In particolare, il Tribunale ha dato particolare risalto al contenuto di una conversazione intercorsa il 2 Aprile 2024, fra NOME COGNOME ( soggetto già condannato in via definitiva quale componente del mandamento mafioso di NOME COGNOME), NOME COGNOME , NOME COGNOME e l’odierno ricorrente, dalla quale venivano desunte le direttive impartite, qualche giorno prima, da NOME COGNOME (reggente del mandamento di NOME COGNOME insieme al fratello NOME COGNOME) relativamente alla decisione assunta di ‘ tassare ‘ i responsabili delle piazze di spaccio operanti nel territorio dello Zen, ovvero di sottoporli al pagamento di somme estorsive. Dalla medesima conversazione, inoltre, veniva desunto che i suddetti NOME COGNOME e l’odierno indagato , anziché limitarsi a ricevere passivamente l’incarico, avevano interloquito, nonostante la particolare caratura mafiosa degli interlocutori, proponendo di differenziare il quantum mensile da richiedere, sulla base del volume d’affari della piazza, proponendo inoltre di effettuare la raccolta su base mensile e non settimanale, così da ‘ girare ‘ di meno, nonché di estendere le estorsioni anche ai mercatini rionali dello Zen; lo Stagno, inoltre, rassicurava i due esattori che non avrebbero dovuto arretrare di fronte ad eventuali rimostranze dei destinatari della richiesta, potendo ben contare sulla protezione del clan (la ‘ famiglia ‘ ), e che avrebbero dovuto assicurare a tutti lo stesso ‘ trattamento ‘ non esitando, peraltro, a ricordare ‘ l’obbligo ‘ di contribuzione per la necessità dei carcerati. Infine, da successive conversazioni il Tribunale riteneva che i due giovani esattori avessero avviato le attività loro richieste.

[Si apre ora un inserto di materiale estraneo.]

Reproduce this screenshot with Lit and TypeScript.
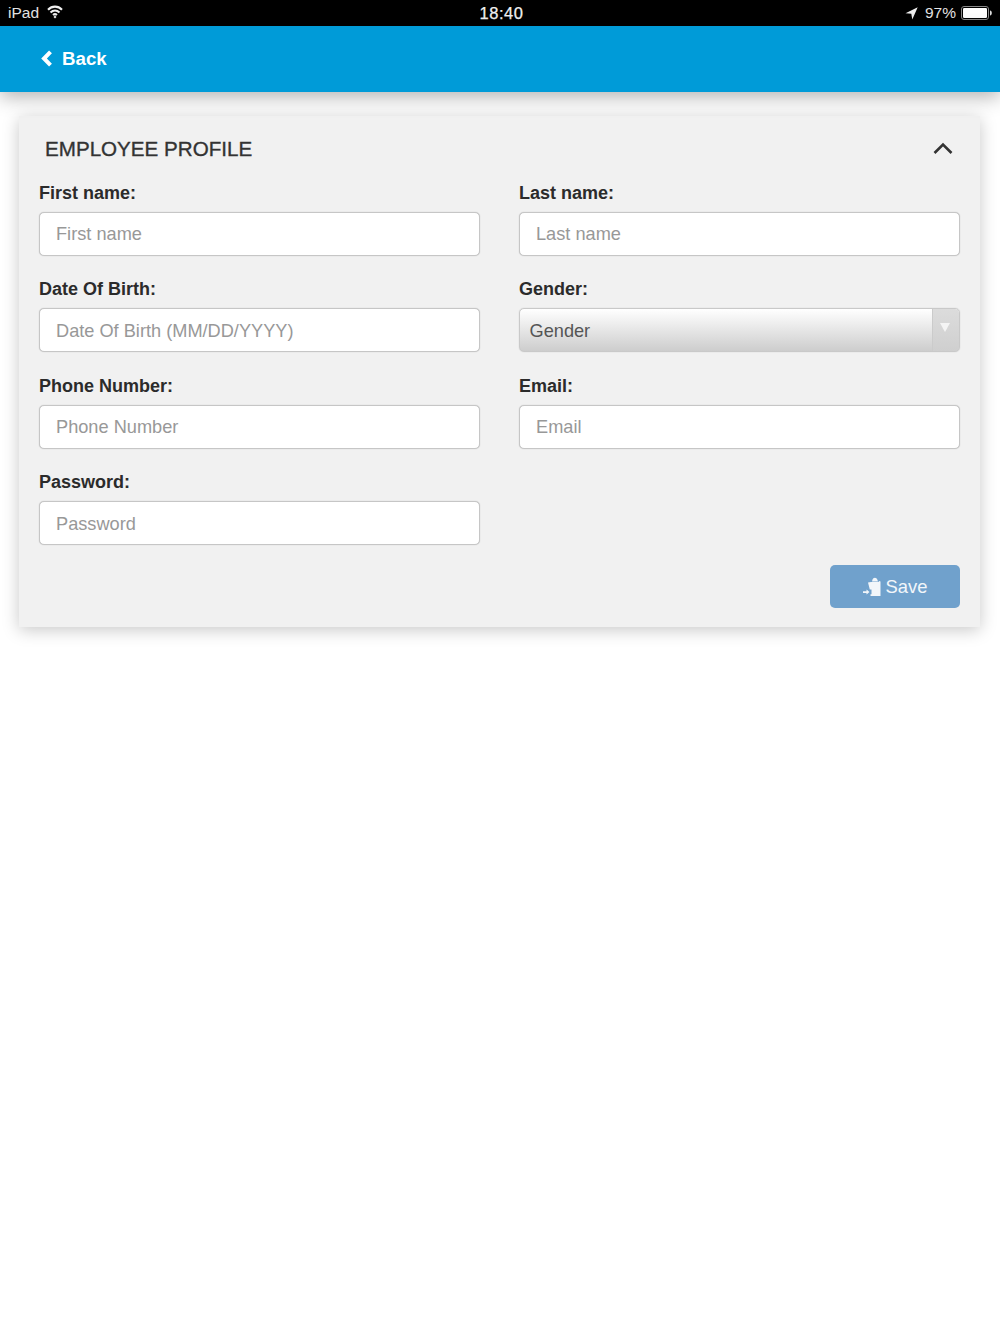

A fronte di tale articolato compendio, le censure difensive si limitano a dedurre l’insussistenza di plurimi elementi indiziari nei confronti del ricorrente, rilevando che a carico del medesimo non sarebbe emersa la prova di condotte specifiche e di un ruolo definito. La difesa, tuttavia, non si confronta con i plurimi elementi valutativi desumibili dalla conversazione sopra indicata, ritenuta
dai giudici di merito, con ragionamento del tutto immune da aporie logiche, indicativa di una partecipazione dell’indagato al sodalizio mafioso proprio in ragione dell’incarico specifico di riscuotere somme provenienti dalla tassazione delle piazze di spaccio, da destinare al soddisfacimento delle esigenze del clan mafioso ed al mantenimento dei detenuti in particolare, e tenuto conto dell’adesione all’incarico prestata dal medesimo indagato, essendo stato dato, inoltre, particolare risalto a ll’approccio propositivo assunto dallo stesso rispetto agli interlocutori, soggetti dal sicuro e qualificato calibro mafioso. Rispetto agli elementi indiziari acquisiti la difesa non ha, neppure, proposto possibili letture alternative (rispetto alla tesi accusatoria) tali da ricondurre la condotta entro binari di liceità.
3.In conclusione il ricorso deve essere rigettato con condanna del ricorrente al pagamento delle spese processuali. Manda alla cancelleria per gli adempimenti di cui all’art. 94, comma 1-ter, disp. att. cod. proc. pen.
P.Q.M.
Rigetta il ricorso e condanna il ricorrente al pagamento delle spese processuali. Manda alla cancelleria per gli adempimenti di cui all’art. 94, comma 1-ter, disp. att. cod. proc. pen.